Aussi, l’âge du client est très important, ajoute-t-elle. Des compagnies n’acceptent pas d’assurer les personnes de plus de 79 ans qui viennent visiter des proches au Canada. D’autres ne couvriront pas les étudiants qui partent visiter l’Europe pendant deux mois avec leur sac à dos.
En parlant directement avec les clients, elle constate que la plupart sont peu sensibilisés à l’assurance voyage. « Certains croient qu’ils sont assurés avec leur carte de crédit sans savoir que cette couverture se limite au décès et à la mutilation accidentels. D’autres me disent qu’ils sont couverts avec l’assurance collective. Mais certains régimes ne couvrent que 80 % des soins, alors 20 % de 300 000$, c’est déjà 60 000$. » Selon elle, la facture totale pour un infarctus subi aux États-Unis peut facilement atteindre cette somme.

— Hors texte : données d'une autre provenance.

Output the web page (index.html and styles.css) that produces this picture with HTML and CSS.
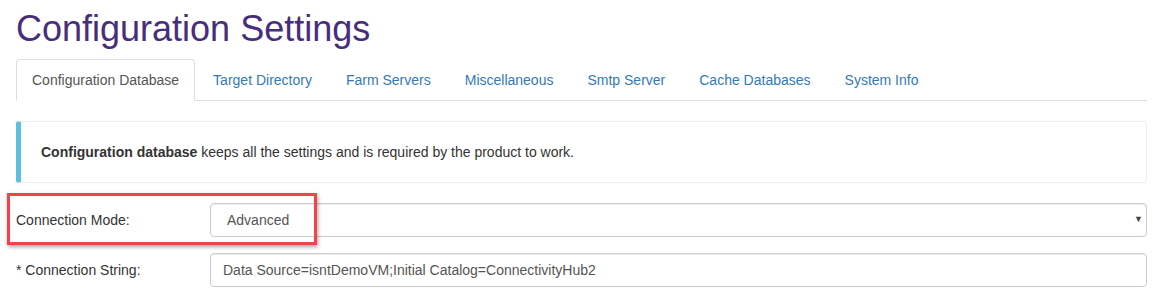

Mathieu Laplante reconnaît qu’il est difficile pour un conseiller de se spécialiser en assurance voyage. Les employés de SécuriGlobe ont eux aussi le permis qui leur permet de vendre de l’assurance voyage. Un centre d’appel permet de répondre aux questions des conseillers et des assurés.
« La sélection des risques est complexe. Elle comporte à la fois des éléments d’assurance vie et de dommages», observe M. Laplante. Son cabinet prend aussi le client en charge après la vente. Par exemple, 74 % de nos réclamations de 2007 sont survenues en Floride. Nous avons une vice-présidente, services aux assurés, sur place à Fort Lauderdale. C’est une ancienne infirmière du Québec. »
M. Laplante dit par ailleurs recevoir les références de plusieurs cabinets avec qui il partage les commissions sur les ventes d’assurance voyage. Il distribue aussi directement à des associations, par exemple la Fédération des retraités du Nouveau-Brunswick et l’Association des retraité(e)s du groupe TVA.
Parmi les principaux assureurs qui passent par le courtage pour distribuer leurs produits, Mathieu Laplante cite Manuvie, Croix-Bleue, Coordinateurs en assurance voyage TIC, ETFS, et Echelon. Greenshield, Ingle International et Travel Underwriters sont également actifs dans le marché.
Pour sa part, Coordinateurs en assurance voyage TIC vend plus que la moitié de son assurance voyage par l’entremise de courtiers, précise Gino Riola, directeur du marketing pour TIC à Toronto. Les agences de voyage constituent l’autre réseau de TIC.
Ce sont davantage les conseillers qui traitent avec les snowbirds, selon M. Riola. Les agents de voyages s’occupent souvent des demandes d’assurance simples, mais en raison de la durée des séjours et de l’âge et de la santé des hivernants, une approche plus consultative est nécessaire. Selon M. Riola, les conseillers en assurance sont plus rompus à fournir de tels services.